Der Fersen- beziehungsweise Rückfußläufer stößt hingegen härter mit dem Fuß auf dem Boden auf. „Das ist meist der Laufstil der unerfahrenen, schwereren Läufer mit einer schlechteren körpereigenen Dämpfung“, erklärt Walther. Hier gleicht der Schuh die Fehler des Menschen und den fehlenden Dämpfungsweg des Untergrundes aus, erklärt Laufexperte Diekow. Doch zu viel Dämpfung bedeutet laut Walther zugleich auch Energieverlust für den Läufer.
Im Übermaß könne die Dämpferei sogar schaden: Wer einen zu weichen Schuh habe, laufe Gefahr, sein sensorisches System durcheinanderzubringen: „Das Gehirn berechnet aus dem letzten Schritt die Infos für den nächsten. Wenn der Schuh nun sehr weich ist, raubt er dem Fuß den Input dafür, wie er steht und wie der Untergrund ist und dadurch, wie er sich verhalten muss.“Dadurch laufe man eher mit zu hoher Muskelspannung – so könne sich beispielsweise die Achillessehne entzünden.
Gefährlich wird es laut Diekow auch dann, wenn das Gelenk, insbesondere das Knie, an der Grenze seiner Bewegungsfähigkeit angelangt ist: Je weicher der Fuß sinkt, desto länger ist die Bodenkontaktzeit und desto länger muss das Knie den Körper stabilisieren – durch eine ständige Überlastung könne es dauerhaft geschädigt werden.

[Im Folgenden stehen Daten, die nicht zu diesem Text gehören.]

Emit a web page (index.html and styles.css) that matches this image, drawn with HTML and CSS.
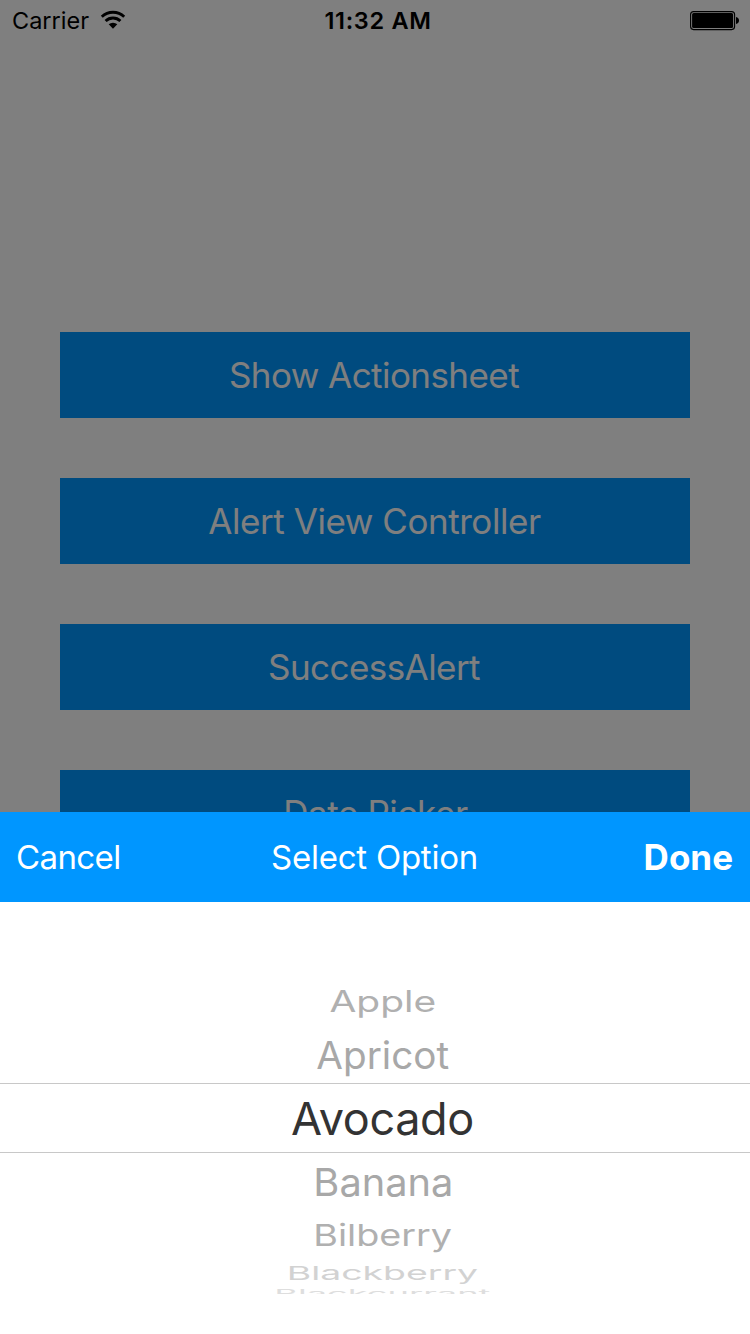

Wichtig ist es daher, sich beim Schuhkauf viel Zeit zu lassen – darin sind sich beide Experten einig. „Dass er passt, ist das Wichtigste. Wenn er nicht passt, kommen die ganzen Technologien nicht am Fuß an“, so Walther. Erfahrungsgemäß sei der Lieblingslaufschuh der Schuh, in dem sich der Mensch so bewegen könne, wie er das barfuß tun würde. „Alles andere wird eher als unangenehm empfunden.“
Trotz unterschiedlicher Technologien unterscheiden sich die Modelle der Entwickler nach Angaben von Diekow nicht wesentlich. Walther geht sogar noch weiter: „Es ist nicht durch die Bank schlecht, was im Discounter angeboten wird. Dort ist die Qualität zwar sehr uneinheitlich; bei einem Glücksgriff können die mechanischen Eigenschaften des Discounter-Schuhs auf einem Level liegen wie bei hochpreisigen Modellen.“
Weil der Hersteller bei der Produktion der Schuhe nicht individuell auf den Fuß des Läufers eingehen könne, sei der Schuh beim Verkauf allerdings „nur zu 90 Prozent fertig“, sagt der Laufexperte – den Rest mache die richtige Einlage. Wichtig dabei: Anders als bei Skioder Wanderschuhen dürfe keine stabile Einlage eingesetzt werden, die den Fuß fixiert. Vielmehr müsse sie beim Laufschuh den Fuß in die richtige Richtung ziehen, ohne ihn dabei in der Bewegung zu hindern – das sei wichtig für die Einwärtsdrehung des Fußes.